Ihr erster Krimi-Comic war 1988 «Der Chinese» nach dem gleichnamigen Roman von Glauser. Sofort ein grosser Erfolg – inwiefern passte er in den Zeitgeist?
Hannes Binder: Beim «Chinesen» habe ich mir gedacht, das muss ich zeichnerisch adaptieren. In der deutschen Schweiz tummelte sich in den 80er-Jahren eine ganz junge Szene von Zeichnern. Ich war damals schon um die 40 Jahre alt, hatte zwei Töchter, musste Geld verdienen. Mich hat es angesprochen, einen Klassiker visuell umzusetzen. Für mich war das alles Neuland. Ich hatte keine Ahnung, was es bedeutet, ein Werk zeichnerisch umzusetzen.
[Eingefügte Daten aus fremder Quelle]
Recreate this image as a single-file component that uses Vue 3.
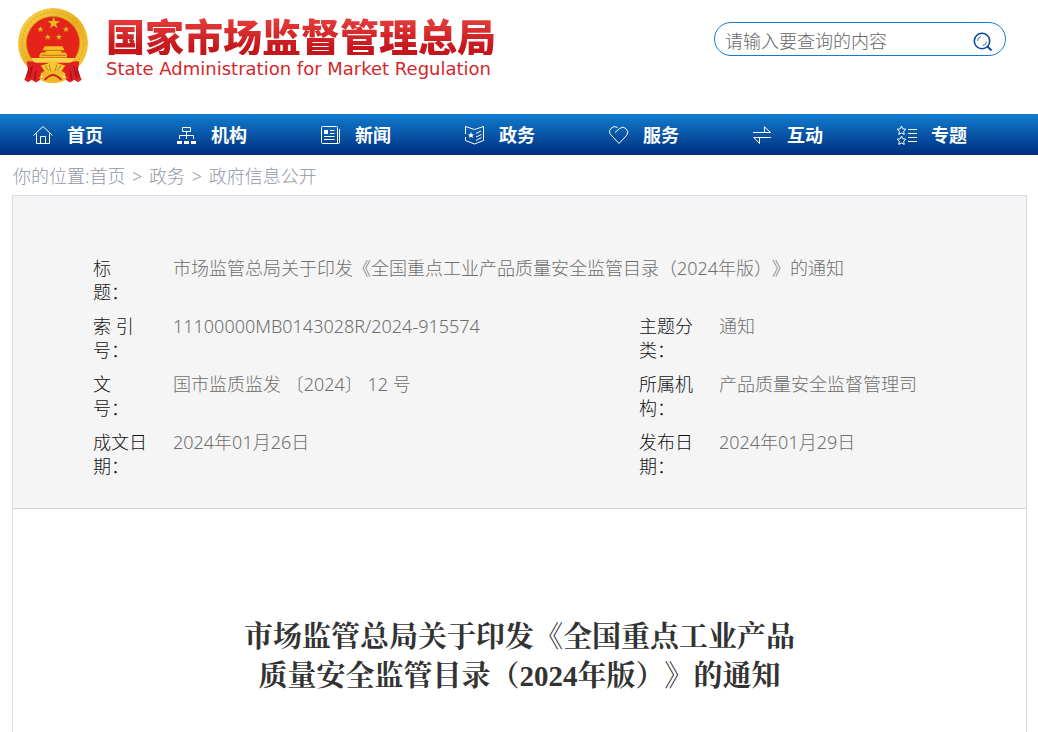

Autodidaktisch lernte ich, Handlungen in Szene zu setzen, neu zu dramatisieren, Wichtiges wegzulassen. Die Dialoge von Glauser übernahm ich werkgetreu. Sie waren lang und das erschwerte alles, denn ich musste recht grosse Sprechblasen machen. Eigentlich war dieser erste Versuch unbefriedigend für den Zeichner. Zu viel Erklärungsbedarf, zu textlastig, zu wenig Platz für die Illustrationen. Das kleine Taschenbuchformat war eine weitere Erschwernis. Dennoch wurde der Band ein Bestseller. Diese Kunstform war neu, überraschte und verkaufte sich gut. Das Ganze fiel in die Zeit, als die Deutschschweizer die Comics entdeckten. Eine Kunstform, die sich in der Westschweiz schon längst etabliert hatte.
Dann folgten die Adaptionen der beiden Glauser-Krimis «Krock & Co.» und «Knarrende Schuhe». In «Wachtmeister Studer im Tessin» übernahmen Sie die Romanfigur des Wachtmeisters Studer und kreierten eine neue Erzählung. In «Glausers Fieber» liessen Sie den Schriftsteller Glauser seinen eigenen Roman «Die Fieberkurve» schreiben. Sie lösten sich zunehmend von den Vorlagen. Nach 23 Jahren, im Jahr 2012 erschien der «Gesamtglauser», ergänzt um eine Geschichte, in dem der Unterschied zwischen Glauser und Binder ganz verschwindet. Wie kam das?
Meine Beziehung zu Glauser wurde in diesen 25 Jahren immer kollegialer. Am Anfang habe ich mich kaum getraut, etwas zu ändern. Ich bewunderte Glauser für alle seine Einfälle. Heute gehe ich mit seinem Material viel freier um. Glauser ist mit 42 Jahren gestorben, ich bin jetzt 66 und habe zu ihm eine ganz eigene Affinität. Eigentlich war er mein Fährmann von der Sprache ins Bild.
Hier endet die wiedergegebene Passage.